I also think about you. It is the demand

to cross this square, the afternoon, Buenos Aires

with clouds and a thousand cables in the sky

five years after

we got to know it.

 

Those who come from outside keep seeing
that wide summary of all the cities,

rivers so large

that they do not wait for the sea to feel their death,

coffee shops that have encased

that nostalgic imitation of the world,

with pool tables and residents that live

speaking about their losses out loud.

While the people run to take refuge
from the rain, pushing me,

I think, disoriented,
of the pain of this incomprehensible country

and I remember the cloud

of your questions and prophecies,

sealed with your kiss,

in Plaza de Mayo

on the way to the hotel.

Invisible witnesses of a dream,
we made the promise

to return after the years.

You seemed them

eternal and chosen,

like any inevitable destiny,

and you wrote down our room’s number.

Now,

when I asked for the key to mine

and the alga of the light in the vestibule

is  a spiteful rain,

I live confusedly melancholy’s landing,

half for you, half because it is time

that is the water that makes and unmakes us. 

(From The Flowers from the Cold)

 This poem stands out for how ordinary the setting is, and how interesting the narrator is.
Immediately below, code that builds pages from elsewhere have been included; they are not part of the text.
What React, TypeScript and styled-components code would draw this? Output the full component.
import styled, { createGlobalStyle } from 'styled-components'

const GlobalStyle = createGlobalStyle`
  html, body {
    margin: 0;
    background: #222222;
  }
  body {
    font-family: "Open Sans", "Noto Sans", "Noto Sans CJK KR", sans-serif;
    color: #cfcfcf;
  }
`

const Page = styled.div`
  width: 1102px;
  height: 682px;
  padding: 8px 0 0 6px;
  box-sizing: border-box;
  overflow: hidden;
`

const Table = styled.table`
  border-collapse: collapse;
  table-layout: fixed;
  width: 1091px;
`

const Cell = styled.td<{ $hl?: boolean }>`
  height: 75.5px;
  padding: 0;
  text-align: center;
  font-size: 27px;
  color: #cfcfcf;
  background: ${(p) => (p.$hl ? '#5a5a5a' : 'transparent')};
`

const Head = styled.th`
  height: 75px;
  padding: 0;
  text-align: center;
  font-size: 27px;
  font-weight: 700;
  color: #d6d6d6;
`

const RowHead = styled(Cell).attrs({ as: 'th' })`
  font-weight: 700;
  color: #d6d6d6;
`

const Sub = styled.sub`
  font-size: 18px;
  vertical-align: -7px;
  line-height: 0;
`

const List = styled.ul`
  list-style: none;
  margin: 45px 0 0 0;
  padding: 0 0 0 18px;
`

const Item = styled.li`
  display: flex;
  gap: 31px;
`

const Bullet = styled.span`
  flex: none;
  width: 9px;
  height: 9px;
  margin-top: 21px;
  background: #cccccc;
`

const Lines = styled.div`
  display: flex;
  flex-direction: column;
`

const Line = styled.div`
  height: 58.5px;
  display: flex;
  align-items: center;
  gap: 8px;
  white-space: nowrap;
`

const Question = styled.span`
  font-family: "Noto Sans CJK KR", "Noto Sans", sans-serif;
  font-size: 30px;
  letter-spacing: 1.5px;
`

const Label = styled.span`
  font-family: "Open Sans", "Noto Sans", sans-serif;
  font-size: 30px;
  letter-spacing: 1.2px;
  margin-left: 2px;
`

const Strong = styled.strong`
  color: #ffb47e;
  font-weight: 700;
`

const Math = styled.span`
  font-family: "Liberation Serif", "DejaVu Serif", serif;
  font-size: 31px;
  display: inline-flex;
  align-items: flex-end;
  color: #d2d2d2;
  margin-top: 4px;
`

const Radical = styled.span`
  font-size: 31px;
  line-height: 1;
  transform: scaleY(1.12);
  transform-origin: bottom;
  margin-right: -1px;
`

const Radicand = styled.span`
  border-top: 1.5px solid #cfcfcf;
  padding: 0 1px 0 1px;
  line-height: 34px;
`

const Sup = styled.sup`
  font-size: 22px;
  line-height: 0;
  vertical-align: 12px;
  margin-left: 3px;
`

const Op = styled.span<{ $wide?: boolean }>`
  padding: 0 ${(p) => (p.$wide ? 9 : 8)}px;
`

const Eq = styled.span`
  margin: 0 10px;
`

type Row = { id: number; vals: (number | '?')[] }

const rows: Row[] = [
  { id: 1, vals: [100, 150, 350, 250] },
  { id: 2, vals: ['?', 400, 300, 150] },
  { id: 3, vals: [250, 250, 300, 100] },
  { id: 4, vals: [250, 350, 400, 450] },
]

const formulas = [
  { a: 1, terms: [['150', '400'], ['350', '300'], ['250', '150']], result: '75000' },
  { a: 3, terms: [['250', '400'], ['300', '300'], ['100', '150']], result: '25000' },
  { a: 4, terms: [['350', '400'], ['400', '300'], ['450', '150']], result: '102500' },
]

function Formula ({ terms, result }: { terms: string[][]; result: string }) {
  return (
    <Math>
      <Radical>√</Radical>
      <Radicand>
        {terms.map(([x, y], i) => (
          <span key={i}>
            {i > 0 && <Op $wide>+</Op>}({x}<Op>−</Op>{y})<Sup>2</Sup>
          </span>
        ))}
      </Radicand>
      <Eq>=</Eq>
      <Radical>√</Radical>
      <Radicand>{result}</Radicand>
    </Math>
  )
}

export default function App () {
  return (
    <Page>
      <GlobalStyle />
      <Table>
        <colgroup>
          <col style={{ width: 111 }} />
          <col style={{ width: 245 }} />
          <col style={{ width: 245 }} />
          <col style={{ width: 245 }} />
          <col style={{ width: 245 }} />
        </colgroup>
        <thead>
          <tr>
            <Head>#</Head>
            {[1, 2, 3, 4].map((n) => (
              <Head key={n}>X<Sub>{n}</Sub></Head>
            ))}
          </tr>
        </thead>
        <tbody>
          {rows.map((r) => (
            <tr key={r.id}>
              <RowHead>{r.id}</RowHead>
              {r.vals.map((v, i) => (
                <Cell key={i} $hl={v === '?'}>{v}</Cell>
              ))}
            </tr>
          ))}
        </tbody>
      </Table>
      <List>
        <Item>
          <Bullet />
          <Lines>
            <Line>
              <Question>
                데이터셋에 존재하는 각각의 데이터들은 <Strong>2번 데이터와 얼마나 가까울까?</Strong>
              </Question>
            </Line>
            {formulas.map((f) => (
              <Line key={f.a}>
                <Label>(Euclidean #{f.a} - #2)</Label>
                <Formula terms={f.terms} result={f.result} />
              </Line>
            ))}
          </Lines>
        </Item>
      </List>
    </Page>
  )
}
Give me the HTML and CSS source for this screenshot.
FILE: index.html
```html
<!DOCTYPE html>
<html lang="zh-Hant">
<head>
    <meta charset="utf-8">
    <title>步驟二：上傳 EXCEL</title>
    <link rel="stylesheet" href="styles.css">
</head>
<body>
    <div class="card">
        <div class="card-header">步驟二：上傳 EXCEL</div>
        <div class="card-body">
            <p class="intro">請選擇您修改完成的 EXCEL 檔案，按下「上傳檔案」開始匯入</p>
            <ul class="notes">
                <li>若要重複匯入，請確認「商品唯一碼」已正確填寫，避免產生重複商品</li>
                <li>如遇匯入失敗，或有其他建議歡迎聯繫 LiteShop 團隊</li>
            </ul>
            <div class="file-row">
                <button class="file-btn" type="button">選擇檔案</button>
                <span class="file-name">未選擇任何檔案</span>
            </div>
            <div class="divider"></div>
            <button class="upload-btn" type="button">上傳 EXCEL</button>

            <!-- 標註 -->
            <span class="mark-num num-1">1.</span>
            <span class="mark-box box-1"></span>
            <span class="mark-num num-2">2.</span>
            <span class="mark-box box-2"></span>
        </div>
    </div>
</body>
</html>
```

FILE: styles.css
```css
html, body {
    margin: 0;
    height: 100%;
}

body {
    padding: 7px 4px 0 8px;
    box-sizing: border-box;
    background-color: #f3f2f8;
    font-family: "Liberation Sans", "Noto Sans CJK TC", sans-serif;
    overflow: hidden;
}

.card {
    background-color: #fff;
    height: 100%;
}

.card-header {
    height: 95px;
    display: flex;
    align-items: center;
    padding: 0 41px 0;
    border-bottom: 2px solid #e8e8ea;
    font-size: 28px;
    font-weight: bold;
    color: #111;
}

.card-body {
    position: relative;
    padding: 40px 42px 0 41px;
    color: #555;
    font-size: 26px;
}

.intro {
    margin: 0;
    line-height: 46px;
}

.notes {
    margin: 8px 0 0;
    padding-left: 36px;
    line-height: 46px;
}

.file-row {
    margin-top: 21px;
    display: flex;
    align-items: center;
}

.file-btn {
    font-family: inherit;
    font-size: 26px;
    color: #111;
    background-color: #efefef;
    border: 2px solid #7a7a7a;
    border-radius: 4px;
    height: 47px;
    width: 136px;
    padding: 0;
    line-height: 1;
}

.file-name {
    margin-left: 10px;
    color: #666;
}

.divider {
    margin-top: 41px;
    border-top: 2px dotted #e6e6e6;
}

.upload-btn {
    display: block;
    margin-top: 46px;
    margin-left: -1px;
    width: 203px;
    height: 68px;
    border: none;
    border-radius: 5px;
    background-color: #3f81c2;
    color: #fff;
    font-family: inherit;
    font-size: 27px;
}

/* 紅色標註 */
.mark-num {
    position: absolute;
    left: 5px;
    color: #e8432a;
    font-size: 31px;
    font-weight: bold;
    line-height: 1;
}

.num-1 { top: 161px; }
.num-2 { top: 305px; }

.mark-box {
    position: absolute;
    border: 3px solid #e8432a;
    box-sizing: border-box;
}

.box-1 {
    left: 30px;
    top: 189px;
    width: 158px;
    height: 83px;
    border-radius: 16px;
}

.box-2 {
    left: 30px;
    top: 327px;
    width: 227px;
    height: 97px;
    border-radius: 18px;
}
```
It is very typical of the work of this particular movement in that it gives you the picture of a personal experience, in this case a man remembering his encounter with a woman. There is a distinct separation between the inside, where space and memory is understood, and the outside, where strangers cannot interpret the world around them. I especially like the closing lines conceit of our reality being malleable, like water that shapes a shoreline or a river bank. The intimacy of the memory lives in the three dimensional surroundings – the town square, the room, even the room key. This is a nice contrast from the more historically charged poetry that I usually study in the field of Slavic studies, such as Akhmatova’s exquisite, yet heavy, Requiem.